Minimally invasive spine surgeries are conducted with 90% success in Iran thanks to the development of a new method.
Dr Farnad Imani, a disabled war veteran, has pushed up Iran’s ranking to the first place in the Middle East and the sixth spot in the world when it comes to the treatment of spinal cord injuries through minimally invasive surgeries.
Subspecialist Imani, 46, became 70% disabled during the eight-year war imposed by Iraq on Iran back in 1982 when he sustained injuries to his head and face.
He was only 14 years old at the time. He has undergone cosmetic surgeries for 17 times so far. Half of his face is prosthetic. His right eye is prosthetic and his left eye has been hit with shrapnel. Still, he remains so determined.

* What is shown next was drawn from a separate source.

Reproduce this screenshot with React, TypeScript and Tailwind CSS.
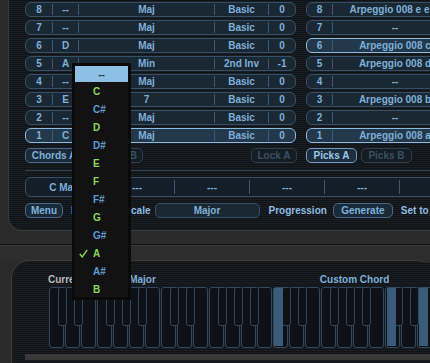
import React from 'react';

const leftRows = [
  ['8', '--', 'Maj', 'Basic', '0'],
  ['7', '--', 'Maj', 'Basic', '0'],
  ['6', 'D', 'Maj', 'Basic', '0'],
  ['5', 'A', 'Min', '2nd Inv', '-1'],
  ['4', '--', 'Maj', 'Basic', '0'],
  ['3', 'E', '7', 'Basic', '0'],
  ['2', '--', 'Maj', 'Basic', '0'],
  ['1', 'C', 'Maj', 'Basic', '0'],
];

const rightRows = [
  ['8', 'Arpeggio 008 e e16'],
  ['7', '--'],
  ['6', 'Arpeggio 008 c'],
  ['5', 'Arpeggio 008 d'],
  ['4', '--'],
  ['3', 'Arpeggio 008 b'],
  ['2', '--'],
  ['1', 'Arpeggio 008 a'],
];

const notes = ['C', 'C#', 'D', 'D#', 'E', 'F', 'F#', 'G', 'G#', 'A', 'A#', 'B'];

const scan =
  'bg-[image:repeating-linear-gradient(180deg,#111417_0px,#111417_1px,#1a1e22_1px,#1a1e22_2px)]';

function Divider() {
  return <div className="w-px h-[11px] bg-[#3c5872] shrink-0" />;
}

function Pill({ hot, className, children }: { hot?: boolean; className: string; children: React.ReactNode }) {
  return (
    <div
      className={`${className} h-[15px] shrink-0 flex items-center rounded-[6px] border ${
        hot ? 'border-[#8bbbe2] bg-[#24384b]' : 'border-[#365069] bg-[#1a2834]'
      }`}
    >
      {children}
    </div>
  );
}

function Btn({ w, dim, hot, children }: { w: string; dim?: boolean; hot?: boolean; children: React.ReactNode }) {
  return (
    <div
      className={`${w} h-[15px] shrink-0 flex items-center justify-center rounded-[5px] border ${
        dim
          ? 'border-[#2c3f50] text-[#3a5164] bg-[#141c24]'
          : hot
          ? 'border-[#6f9cc4] text-[#9cc9ee] bg-[#1d2e3d]'
          : 'border-[#48698a] text-[#7eb1da] bg-[#1a2a38]'
      }`}
    >
      {children}
    </div>
  );
}

function Keyboard() {
  const whites = Array.from({ length: 25 }, (_, i) => i);
  const blackOffsets = [10, 26, 58, 74, 90];
  const blacks: number[] = [];
  for (let o = 0; o < 4; o++) blackOffsets.forEach((b) => blacks.push(o * 112 + b));
  return (
    <svg width="390" height="62" className="block shrink-0">
      {whites.map((i) => (
        <rect key={i} x={i * 16 + 1.5} y={0.5} width={14} height={60} rx={2.5} fill="#0e1115" stroke="#324861" />
      ))}
      {blacks.map((x) => (
        <rect key={x} x={x + 0.5} y={0.5} width={8} height={38} rx={2} fill="#0e1115" stroke="#324861" />
      ))}
      <rect x={226} y={1} width={9} height={58} fill="#3b5b7b" />
      <rect x={339} y={1} width={9} height={58} fill="#3b5b7b" />
      <rect x={371} y={1} width={9} height={58} fill="#3b5b7b" />
    </svg>
  );
}

export default function App() {
  return (
    <div className="relative w-[430px] h-[363px] overflow-hidden bg-[#2a2a2a] font-['Liberation_Sans',Arial,sans-serif] font-bold text-[10px] leading-[13px] text-[#7eb1da]">
      {/* upper panel */}
      <div className={`ml-[8px] h-[231px] rounded-bl-[14px] border-l border-b border-[#3a3a3a] ${scan} pl-[16px] pt-[2px]`}>
        <div className="flex flex-col gap-[3px]">
          {leftRows.map((r, i) => (
            <div key={i} className="flex gap-[10px] w-[600px]">
              <Pill hot={r[0] === '1'} className="w-[271px]">
                <div className="w-[26px] text-center">{r[0]}</div>
                <Divider />
                <div className="w-[25px] text-center">{r[1]}</div>
                <Divider />
                <div className="w-[135px] text-center">{r[2]}</div>
                <Divider />
                <div className="w-[53px] text-center">{r[3]}</div>
                <Divider />
                <div className="flex-1 text-center">{r[4]}</div>
              </Pill>
              <Pill hot={rightRows[i][0] === '6' || rightRows[i][0] === '1'} className="w-[152px]">
                <div className="w-[25px] text-center">{rightRows[i][0]}</div>
                <Divider />
                <div className="flex-1 flex justify-center overflow-visible whitespace-nowrap">{rightRows[i][1]}</div>
              </Pill>
            </div>
          ))}
        </div>

        <div className="flex mt-[5px] w-[600px]">
          <Btn w="w-[58px]">Chords A</Btn>
          <div className="ml-[3px]">
            <Btn w="w-[57px]" dim>Chords B</Btn>
          </div>
          <div className="ml-[108px]">
            <Btn w="w-[46px]" dim>Lock A</Btn>
          </div>
          <div className="ml-[9px]">
            <Btn w="w-[51px]" hot>Picks A</Btn>
          </div>
          <div className="ml-[4px]">
            <Btn w="w-[51px]" dim>Picks B</Btn>
          </div>
        </div>

        <div className="mt-[7px] h-px w-[420px] bg-[#2e4254]" />

        <div className="mt-[6px] w-[500px] h-[20px] rounded-[6px] border border-[#365069] bg-[#141e28] flex items-center">
          {['C Maj', '---', '---', '---', '---', '---'].map((t, i) => (
            <React.Fragment key={i}>
              {i > 0 && <div className="w-px h-[14px] bg-[#3c5872] shrink-0" />}
              <div className={`${i === 0 ? 'w-[73px]' : 'w-[74px]'} text-center shrink-0`}>{t}</div>
            </React.Fragment>
          ))}
        </div>

        <div className="mt-[6px] flex items-center w-[600px] whitespace-nowrap">
          <Btn w="w-[38px]">Menu</Btn>
          <span className="ml-[8px] text-[#8fbde3]">Key</span>
          <div className="ml-[4px] w-[28px] h-[15px] rounded-[5px] border border-[#365069] bg-[#1a2834] flex items-center justify-center">A</div>
          <span className="ml-[3px] text-[#8fbde3]">Scale</span>
          <div className="ml-[4px] w-[105px] h-[15px] rounded-[5px] border border-[#365069] bg-[#1a2834] flex items-center justify-center">
            Major
          </div>
          <span className="ml-[9px] text-[#8fbde3]">Progression</span>
          <div className="ml-[6px]">
            <Btn w="w-[60px]">Generate</Btn>
          </div>
          <span className="ml-[8px] text-[#8fbde3]">Set to Key</span>
        </div>
      </div>

      {/* separator band */}
      <div className="h-[14px] bg-[#2b2b2b] border-b border-[#121212]" />
      <div className="h-[15px] bg-[#2d2d2d] border-t border-[#383838]" />

      {/* lower panel */}
      <div className="ml-[11px] w-[423px] h-[103px] rounded-t-[18px] border-t border-l border-[#3c3c3c] bg-[#1a1a1a] pt-[2px] pl-[2px]">
        <div className={`h-full rounded-tl-[16px] ${scan} pl-[34px] pt-[10px]`}>
          <div className="flex whitespace-nowrap">
            <span className="text-[#b9b9b9]">Current Scale:&nbsp;</span>
            <span>C Major</span>
            <span className="ml-[164px]">Custom Chord</span>
          </div>
          <div className="mt-[1px]">
            <Keyboard />
          </div>
          <div className="-ml-[23px] mt-[5px] h-[6px] bg-[#383838]" />
        </div>
      </div>

      {/* key dropdown menu */}
      <div className="absolute left-[72px] top-[63px] w-[59px] h-[237px] border-[3px] border-[#0a0a0a] bg-[#121212]">
        <div className="h-[16px] bg-[#8ec0e6] text-[#1f3447] flex items-center justify-center">--</div>
        {notes.map((n) => (
          <div key={n} className="relative h-[18px] flex items-center pl-[18px]">
            {n === 'A' && (
              <svg width="9" height="9" viewBox="0 0 9 9" className="absolute left-[4px] top-[5px]">
                <path d="M0.8 5 L3.2 8 L8.2 0.8" fill="none" stroke="#86d456" strokeWidth="1.4" />
              </svg>
            )}
            <span className={n.includes('#') ? 'text-[#5c9cd2]' : 'text-[#8cd85c]'}>{n}</span>
          </div>
        ))}
      </div>
    </div>
  );
}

Dr Imani has devised a method to perform operations on patients’ spines without any need for anaesthesia or open surgery. In the past, it would be difficult to perform such surgeries, especially on old patients. Generally speaking, such operations would require between 3 to 5 hours as general anaesthesia needed to be administered and rather large incisions needed to be made. The patient needed to remain in hospital for around 3 to 4 days, and required absolute rest for more than one and a half months together with physiotherapy treatment.
However, in the non-invasive method, the patient is discharged from hospital after a few hours and bounces back after one week. Even during the operation, the patient is able to talk consciously and does not feel any pain.
Dr Imani recently performed an operation on the neck and spinal cord of a European official’s baby.
In the method he has devised, says Dr Imani, the extent of damage to tissues is much less, and the chances of success are much higher. The time that patients need to remain in hospital following the operation has reduced tremendously, and the complications during and after the surgery have reduced as well.
The operation used to cost between IRR 50 and 200 million, but it has dropped by 70 percent in the new method.